▶ _PROBLEM DESCRIPTION_
Transcribe the data in full and exactly, omitting any pictures.

▶ _SOURCE EXCERPT_
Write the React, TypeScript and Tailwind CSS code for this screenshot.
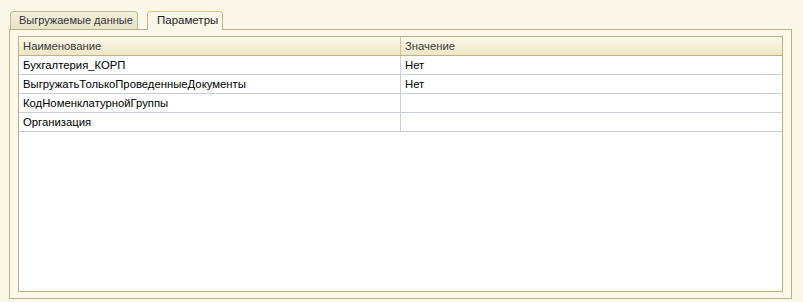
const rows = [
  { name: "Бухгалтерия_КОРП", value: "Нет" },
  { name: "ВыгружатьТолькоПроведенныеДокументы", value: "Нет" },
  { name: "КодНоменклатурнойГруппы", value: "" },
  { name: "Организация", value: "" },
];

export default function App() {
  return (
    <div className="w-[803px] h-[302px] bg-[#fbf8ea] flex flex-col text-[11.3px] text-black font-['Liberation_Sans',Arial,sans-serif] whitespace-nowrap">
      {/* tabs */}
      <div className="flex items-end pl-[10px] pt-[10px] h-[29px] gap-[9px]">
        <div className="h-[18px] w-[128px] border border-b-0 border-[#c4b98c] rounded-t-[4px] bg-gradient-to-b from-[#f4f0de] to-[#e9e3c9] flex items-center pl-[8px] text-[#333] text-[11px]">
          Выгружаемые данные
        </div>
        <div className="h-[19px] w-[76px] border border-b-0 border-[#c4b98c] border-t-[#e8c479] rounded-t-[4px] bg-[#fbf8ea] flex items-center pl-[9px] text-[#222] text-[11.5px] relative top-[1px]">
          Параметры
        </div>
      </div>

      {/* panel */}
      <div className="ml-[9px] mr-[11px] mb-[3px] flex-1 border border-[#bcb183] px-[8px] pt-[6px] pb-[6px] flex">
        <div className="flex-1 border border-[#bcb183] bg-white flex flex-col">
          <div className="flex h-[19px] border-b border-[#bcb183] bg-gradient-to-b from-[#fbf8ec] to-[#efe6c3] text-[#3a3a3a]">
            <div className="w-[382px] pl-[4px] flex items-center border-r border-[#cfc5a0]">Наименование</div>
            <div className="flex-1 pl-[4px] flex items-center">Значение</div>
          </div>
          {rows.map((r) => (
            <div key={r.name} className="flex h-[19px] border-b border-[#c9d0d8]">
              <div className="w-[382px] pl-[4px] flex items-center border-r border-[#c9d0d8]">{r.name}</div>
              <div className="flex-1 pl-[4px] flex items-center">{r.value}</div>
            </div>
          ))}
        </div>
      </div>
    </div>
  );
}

▶ _ANSWER TO THE TASK_
Write the React, TypeScript and Tailwind CSS code for this screenshot.
const rows = [
  { name: "Бухгалтерия_КОРП", value: "Нет" },
  { name: "ВыгружатьТолькоПроведенныеДокументы", value: "Нет" },
  { name: "КодНоменклатурнойГруппы", value: "" },
  { name: "Организация", value: "" },
];

export default function App() {
  return (
    <div className="w-[803px] h-[302px] bg-[#fbf8ea] flex flex-col text-[11.3px] text-black font-['Liberation_Sans',Arial,sans-serif] whitespace-nowrap">
      {/* tabs */}
      <div className="flex items-end pl-[10px] pt-[10px] h-[29px] gap-[9px]">
        <div className="h-[18px] w-[128px] border border-b-0 border-[#c4b98c] rounded-t-[4px] bg-gradient-to-b from-[#f4f0de] to-[#e9e3c9] flex items-center pl-[8px] text-[#333] text-[11px]">
          Выгружаемые данные
        </div>
        <div className="h-[19px] w-[76px] border border-b-0 border-[#c4b98c] border-t-[#e8c479] rounded-t-[4px] bg-[#fbf8ea] flex items-center pl-[9px] text-[#222] text-[11.5px] relative top-[1px]">
          Параметры
        </div>
      </div>

      {/* panel */}
      <div className="ml-[9px] mr-[11px] mb-[3px] flex-1 border border-[#bcb183] px-[8px] pt-[6px] pb-[6px] flex">
        <div className="flex-1 border border-[#bcb183] bg-white flex flex-col">
          <div className="flex h-[19px] border-b border-[#bcb183] bg-gradient-to-b from-[#fbf8ec] to-[#efe6c3] text-[#3a3a3a]">
            <div className="w-[382px] pl-[4px] flex items-center border-r border-[#cfc5a0]">Наименование</div>
            <div className="flex-1 pl-[4px] flex items-center">Значение</div>
          </div>
          {rows.map((r) => (
            <div key={r.name} className="flex h-[19px] border-b border-[#c9d0d8]">
              <div className="w-[382px] pl-[4px] flex items-center border-r border-[#c9d0d8]">{r.name}</div>
              <div className="flex-1 pl-[4px] flex items-center">{r.value}</div>
            </div>
          ))}
        </div>
      </div>
    </div>
  );
}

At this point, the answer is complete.